Each winter for the past three years, Claire Zhou, a teenager from the southern Chinese city of Guangzhou, has counted down the days until she can fly to northern China and pull on a new ski suit and boots.
The better she skis, the more frequently she upgrades her gear, reshaping her family’s holiday budget and pulling them deeper into China’s fast-growing winter sports consumption chain.
The country’s winter sports boom, sparked by the 2022 Beijing Winter Olympics and fuelled by supportive policies, has accelerated nationwide. Amid sluggish consumption nationwide, the ice and snow economy has emerged as one of the few segments consistently defying the broader downturn.
The Zhou family used to travel to Southeast Asia during winter breaks, but it has headed to northern provinces such as Jilin and Liaoning since 2022.

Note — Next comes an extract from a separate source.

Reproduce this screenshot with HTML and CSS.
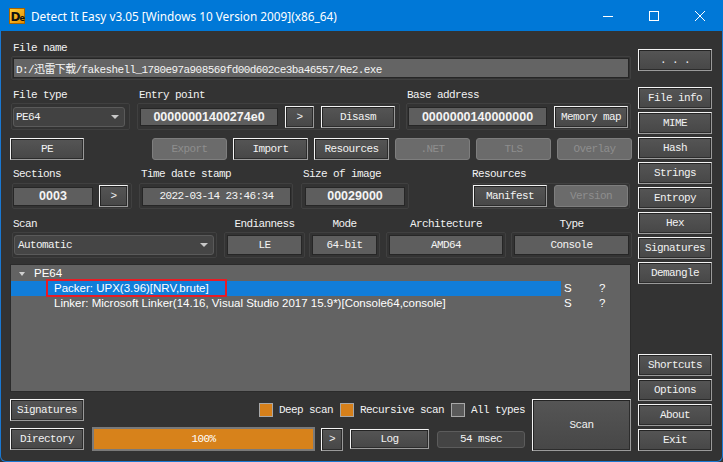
FILE: index.html
```html
<!DOCTYPE html>
<html>
<head>
<meta charset="utf-8">
<link rel="stylesheet" href="styles.css">
</head>
<body>
<div class="window">
  <div class="titlebar">
    <svg class="logo" width="16" height="16" viewBox="0 0 16 16">
      <defs>
        <linearGradient id="lg" x1="0" y1="0" x2="1" y2="1">
          <stop offset="0" stop-color="#ffd23a"/>
          <stop offset="1" stop-color="#e58a00"/>
        </linearGradient>
      </defs>
      <rect x="0.5" y="0.5" width="15" height="15" fill="url(#lg)" stroke="#a86400"/>
      <text x="1.5" y="13" font-family="DejaVu Sans" font-weight="bold" font-size="12" fill="#111">D<tspan font-size="8" dx="-0.5">e</tspan></text>
    </svg>
    <span class="title">Detect It Easy v3.05 [Windows 10 Version 2009](x86_64)</span>
    <div class="winctl">
      <span class="wc"><svg width="10" height="10" viewBox="0 0 10 10"><line x1="0" y1="5.5" x2="10" y2="5.5" stroke="#fff" stroke-width="1"/></svg></span>
      <span class="wc"><svg width="10" height="10" viewBox="0 0 10 10"><rect x="0.5" y="0.5" width="9" height="9" fill="none" stroke="#fff" stroke-width="1"/></svg></span>
      <span class="wc"><svg width="10" height="10" viewBox="0 0 10 10"><path d="M0 0 L10 10 M10 0 L0 10" stroke="#fff" stroke-width="1"/></svg></span>
    </div>
  </div>
  <div class="content">
    <div class="main">
      <div class="lbl pl3">File name</div>
      <div class="frame fn-frame"><div class="field left fn">D:/迅雷下载/fakeshell_1780e97a908569fd00d602ce3ba46557/Re2.exe</div></div>

      <div class="row r1">
        <div class="g g-ft">
          <div class="lbl">File type</div>
          <div class="frame"><div class="combo c-ft">PE64<i class="arrow"></i></div></div>
        </div>
        <div class="g g-ep">
          <div class="lbl">Entry point</div>
          <div class="frame">
            <div class="field bold f-ep">00000001400274e0</div>
            <div class="btn arr">&gt;</div>
            <div class="btn">Disasm</div>
          </div>
        </div>
        <div class="g g-ba">
          <div class="lbl">Base address</div>
          <div class="frame">
            <div class="field bold f-ba">0000000140000000</div>
            <div class="btn">Memory map</div>
          </div>
        </div>
      </div>

      <div class="row r2">
        <div class="btn b74">PE</div>
        <div class="btn dis b75 export">Export</div>
        <div class="btn b75">Import</div>
        <div class="btn b75">Resources</div>
        <div class="btn dis b75">.NET</div>
        <div class="btn dis b75">TLS</div>
        <div class="btn dis b75">Overlay</div>
      </div>

      <div class="row r3">
        <div class="g g-sec">
          <div class="lbl">Sections</div>
          <div class="frame">
            <div class="field bold f-sec">0003</div>
            <div class="btn arr">&gt;</div>
          </div>
        </div>
        <div class="g g-tds">
          <div class="lbl">Time date stamp</div>
          <div class="frame"><div class="field f-tds">2022-03-14 23:46:34</div></div>
        </div>
        <div class="g g-soi">
          <div class="lbl">Size of image</div>
          <div class="frame"><div class="field bold f-soi">00029000</div></div>
        </div>
        <div class="g g-res">
          <div class="lbl">Resources</div>
          <div class="frame">
            <div class="btn b74">Manifest</div>
            <div class="btn dis b74">Version</div>
          </div>
        </div>
      </div>

      <div class="row r4">
        <div class="g g-scan">
          <div class="lbl">Scan</div>
          <div class="frame"><div class="combo c-scan">Automatic<i class="arrow"></i></div></div>
        </div>
        <div class="g g-le center">
          <div class="lbl">Endianness</div>
          <div class="frame"><div class="field f-le">LE</div></div>
        </div>
        <div class="g g-mode center">
          <div class="lbl">Mode</div>
          <div class="frame"><div class="field f-mode">64-bit</div></div>
        </div>
        <div class="g g-arch center">
          <div class="lbl">Architecture</div>
          <div class="frame"><div class="field f-arch">AMD64</div></div>
        </div>
        <div class="g g-type center">
          <div class="lbl">Type</div>
          <div class="frame"><div class="field f-type">Console</div></div>
        </div>
      </div>

      <div class="tree">
        <div class="trow">
          <div class="c1 lvl0"><i class="tri"></i>PE64</div>
          <div class="c2"></div><div class="c3"></div>
        </div>
        <div class="trow">
          <div class="c1 lvl1 sel">Packer: UPX(3.96)[NRV,brute]<span class="mark"></span></div>
          <div class="c2">S</div><div class="c3">?</div>
        </div>
        <div class="trow">
          <div class="c1 lvl1">Linker: Microsoft Linker(14.16, Visual Studio 2017 15.9*)[Console64,console]</div>
          <div class="c2">S</div><div class="c3">?</div>
        </div>
      </div>

      <div class="bottom">
        <div class="bl">
          <div class="b1">
            <div class="btn b74">Signatures</div>
            <div class="chk first"><span class="box on"></span>Deep scan</div>
            <div class="chk"><span class="box on"></span>Recursive scan</div>
            <div class="chk"><span class="box"></span>All types</div>
          </div>
          <div class="b2">
            <div class="btn b74">Directory</div>
            <div class="progress">100%</div>
            <div class="btn arr2">&gt;</div>
            <div class="btn log">Log</div>
            <div class="msec">54 msec</div>
          </div>
        </div>
        <div class="btn scanbtn">Scan</div>
      </div>
    </div>

    <div class="side">
      <div class="btn">. . .</div>
      <div class="btn first">File info</div>
      <div class="btn">MIME</div>
      <div class="btn">Hash</div>
      <div class="btn">Strings</div>
      <div class="btn">Entropy</div>
      <div class="btn">Hex</div>
      <div class="btn">Signatures</div>
      <div class="btn">Demangle</div>
      <div class="btn gap">Shortcuts</div>
      <div class="btn">Options</div>
      <div class="btn">About</div>
      <div class="btn">Exit</div>
    </div>
  </div>
</div>
</body>
</html>
```

FILE: styles.css
```css
* { box-sizing: border-box; }
html, body { margin: 0; padding: 0; }
body {
  width: 723px;
  height: 462px;
  overflow: hidden;
  background: #333333;
  font-family: "Liberation Mono", "Noto Sans CJK SC", monospace;
  font-size: 11px;
  letter-spacing: -0.6px;
  color: #f2f2f2;
}
.window {
  width: 723px;
  height: 462px;
  display: flex;
  flex-direction: column;
  background: #333333;
}
.titlebar {
  height: 31px;
  flex: none;
  background: #0078d7;
  display: flex;
  align-items: center;
  padding-left: 9px;
}
.logo { flex: none; margin-right: 6px; }
.title {
  font-family: "Noto Sans", sans-serif;
  font-size: 11.8px;
  letter-spacing: 0;
  color: #ffffff;
}
.winctl { margin-left: auto; display: flex; }
.wc {
  width: 46px;
  height: 31px;
  display: flex;
  align-items: center;
  justify-content: center;
}
.content {
  flex: 1;
  display: flex;
  gap: 6px;
  border: 1px solid #1a78d2;
  border-top: 0;
  border-radius: 0 0 6px 6px;
  padding: 0 10px 10px 9px;
}
.main {
  width: 622px;
  display: flex;
  flex-direction: column;
  padding-top: 11px;
}
.side {
  width: 74px;
  display: flex;
  flex-direction: column;
  padding-top: 18px;
  gap: 3px;
}
.side .first { margin-top: 13px; }
.side .gap { margin-top: 67px; }

.lbl {
  height: 12px;
  line-height: 12px;
  white-space: nowrap;
}
.pl3 { padding-left: 3px; }

.frame {
  border: 1px solid #404040;
  border-radius: 2px;
  display: flex;
  align-items: center;
}
.field {
  background: #5e5e5e;
  border: 1px solid #262626;
  display: flex;
  align-items: center;
  justify-content: center;
  white-space: nowrap;
  color: #f4f4f4;
}
.field.left { justify-content: flex-start; padding-left: 2px; }
.field.bold {
  font-family: "Liberation Sans", sans-serif;
  font-weight: bold;
  font-size: 12.5px;
  letter-spacing: 0;
}

.btn {
  height: 22px;
  flex: none;
  border: 1px solid;
  border-color: #f4f4f4 #9a9a9a #9a9a9a #f4f4f4;
  background: linear-gradient(#555555, #474747);
  box-shadow: inset 1px 1px 0 #242424, inset -1px -1px 0 #2c2c2c;
  display: flex;
  align-items: center;
  justify-content: center;
  color: #f2f2f2;
  white-space: nowrap;
}
.btn.dis {
  border: 1px solid #7e7e7e;
  border-radius: 3px;
  background: #6b6b6b;
  box-shadow: none;
  color: #8e8e8e;
}
.b74 { width: 74px; }
.b75 { width: 75px; }

.combo {
  height: 20px;
  background: #424242;
  border: 1px solid #5a5a5a;
  border-radius: 3px;
  display: flex;
  align-items: center;
  padding-left: 2px;
  white-space: nowrap;
}
.combo .arrow {
  margin-left: auto;
  margin-right: 5px;
  width: 0;
  height: 0;
  border-left: 4px solid transparent;
  border-right: 4px solid transparent;
  border-top: 4px solid #c8c8c8;
}

.row { display: flex; }
.g { display: flex; flex-direction: column; }
.g.center .lbl { text-align: center; }

/* file name */
.fn-frame {
  margin-top: 2px;
  margin-left: 1px;
  width: 620px;
  height: 24px;
  padding: 1px;
}
.fn {
  width: 616px;
  height: 20px;
  background: #646464;
  padding-left: 2px;
}

/* row 1 */
.r1 { margin-top: 9px; }
.r1 .frame { margin-top: 2px; height: 27px; }
.g-ft { margin-left: 1px; }
.g-ft .lbl { padding-left: 2px; }
.g-ft .frame { width: 119px; padding-left: 1px; }
.c-ft { width: 112px; padding-left: 2px; }
.g-ep { margin-left: 7px; }
.g-ep .lbl { padding-left: 2px; }
.g-ep .frame { width: 263px; padding-left: 2px; gap: 7px; }
.f-ep { width: 138px; height: 18px; }
.arr { width: 29px; }
.g-ep .btn { height: 22px; }
.g-ep .btn:last-child { width: 74px; }
.g-ba { margin-left: 6px; }
.g-ba .lbl { padding-left: 1px; }
.g-ba .frame { width: 225px; padding-left: 1px; gap: 7px; }
.f-ba { width: 139px; height: 19px; }
.g-ba .btn { width: 74px; }

/* row 2 */
.r2 { margin-top: 8px; gap: 6px; }
.r2 .export { margin-left: 62px; }

/* row 3 */
.r3 { margin-top: 8px; }
.r3 .frame { margin-top: 3px; height: 26px; }
.g-sec { margin-left: 2px; }
.g-sec .lbl { padding-left: 1px; }
.g-sec .frame { width: 120px; gap: 6px; }
.f-sec { width: 80px; height: 19px; }
.g-tds { margin-left: 7px; }
.g-tds .lbl { padding-left: 2px; }
.g-tds .frame { width: 154px; padding-left: 2px; }
.f-tds { width: 149px; height: 19px; }
.g-soi { margin-left: 8px; }
.g-soi .lbl { padding-left: 2px; }
.g-soi .frame { width: 108px; padding-left: 3px; }
.f-soi { width: 100px; height: 19px; }
.g-res { margin-left: 63px; }
.g-res .frame { width: 158px; gap: 7px; }

/* row 4 */
.r4 { margin-top: 9px; }
.r4 .frame { margin-top: 2px; height: 26px; padding-left: 2px; }
.g-scan { margin-left: 2px; }
.g-scan .lbl { padding-left: 1px; }
.g-scan .frame { width: 205px; padding-left: 1px; }
.c-scan { width: 200px; padding-left: 3px; background: #454545; }
.g-le { margin-left: 7px; }
.g-le .frame { width: 81px; }
.f-le { width: 75px; height: 20px; }
.g-mode { margin-left: 4px; }
.g-mode .frame { width: 71px; }
.f-mode { width: 65px; height: 20px; }
.g-arch { margin-left: 6px; }
.g-arch .frame { width: 120px; }
.f-arch { width: 114px; height: 20px; }
.g-type { margin-left: 5px; }
.g-type .frame { width: 121px; }
.f-type { width: 115px; height: 20px; }

/* tree */
.tree {
  margin-top: 6px;
  width: 621px;
  height: 128px;
  background: #636363;
  border: 1px solid #2b2b2b;
  padding-top: 1px;
  font-family: "Liberation Sans", sans-serif;
  font-size: 11.5px;
  letter-spacing: 0;
  color: #ffffff;
}
.trow { display: flex; height: 15px; line-height: 15px; }
.c1 { width: 550px; position: relative; white-space: nowrap; display: flex; align-items: center; }
.c2 { width: 38px; padding-left: 3px; }
.c3 { flex: 1; }
.lvl0 { padding-left: 8px; }
.lvl1 { padding-left: 43px; }
.tri {
  width: 0;
  height: 0;
  border-left: 3.5px solid transparent;
  border-right: 3.5px solid transparent;
  border-top: 4px solid #d0d0d0;
  margin-right: 9px;
}
.sel { background: #117dd9; }
.mark {
  position: absolute;
  left: 35px;
  top: -2px;
  width: 181px;
  height: 18px;
  border: 2px solid #e81b25;
}

/* bottom */
.bottom { margin-top: 7px; display: flex; gap: 7px; }
.bl { width: 515px; display: flex; flex-direction: column; gap: 6px; }
.b1 { display: flex; align-items: center; height: 22px; }
.chk { display: flex; align-items: center; gap: 6px; margin-left: 7px; white-space: nowrap; }
.chk.first { margin-left: 175px; }
.box {
  width: 14px;
  height: 14px;
  border: 1px solid #a8a8a8;
  background: #5a5a5a;
}
.box.on { background: #d6801b; }
.b2 { display: flex; align-items: center; height: 24px; }
.progress {
  margin-left: 8px;
  width: 223px;
  height: 24px;
  border: 2px solid #7a7a7a;
  background: #d7821b;
  display: flex;
  align-items: center;
  justify-content: center;
  color: #ffffff;
}
.arr2 { margin-left: 6px; width: 22px; height: 23px; }
.log { margin-left: 7px; width: 79px; height: 20px; }
.msec {
  margin-left: 8px;
  width: 88px;
  height: 17px;
  background: #444444;
  border: 1px solid #5c5c5c;
  border-radius: 3px;
  display: flex;
  align-items: center;
  justify-content: center;
}
.scanbtn { width: 99px; height: 52px; }
```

“Skiwear and travel costs are definitely higher than trips to Southeast Asia,” said Claire’s mother, Monica He. “While our daughter trained daily with her coach, we enjoyed leisure time locally. Last year we spent nearly 20,000 yuan (US$2,812) in Shenyang, and this year she most wants to go to the Altay Ski Resort in Xinjiang.”
Young consumers born in the 2000s and 2010s have become the fastest-growing demographic in the winter sports market, often influencing their families’ holiday spending decisions.
An iiMedia Research report on the winter sports industry’s prospects for this coming winter said the market was worth just under 1.05 trillion yuan (US$147.7 billion) in 2024, and could surpass 1.5 trillion yuan by 2029.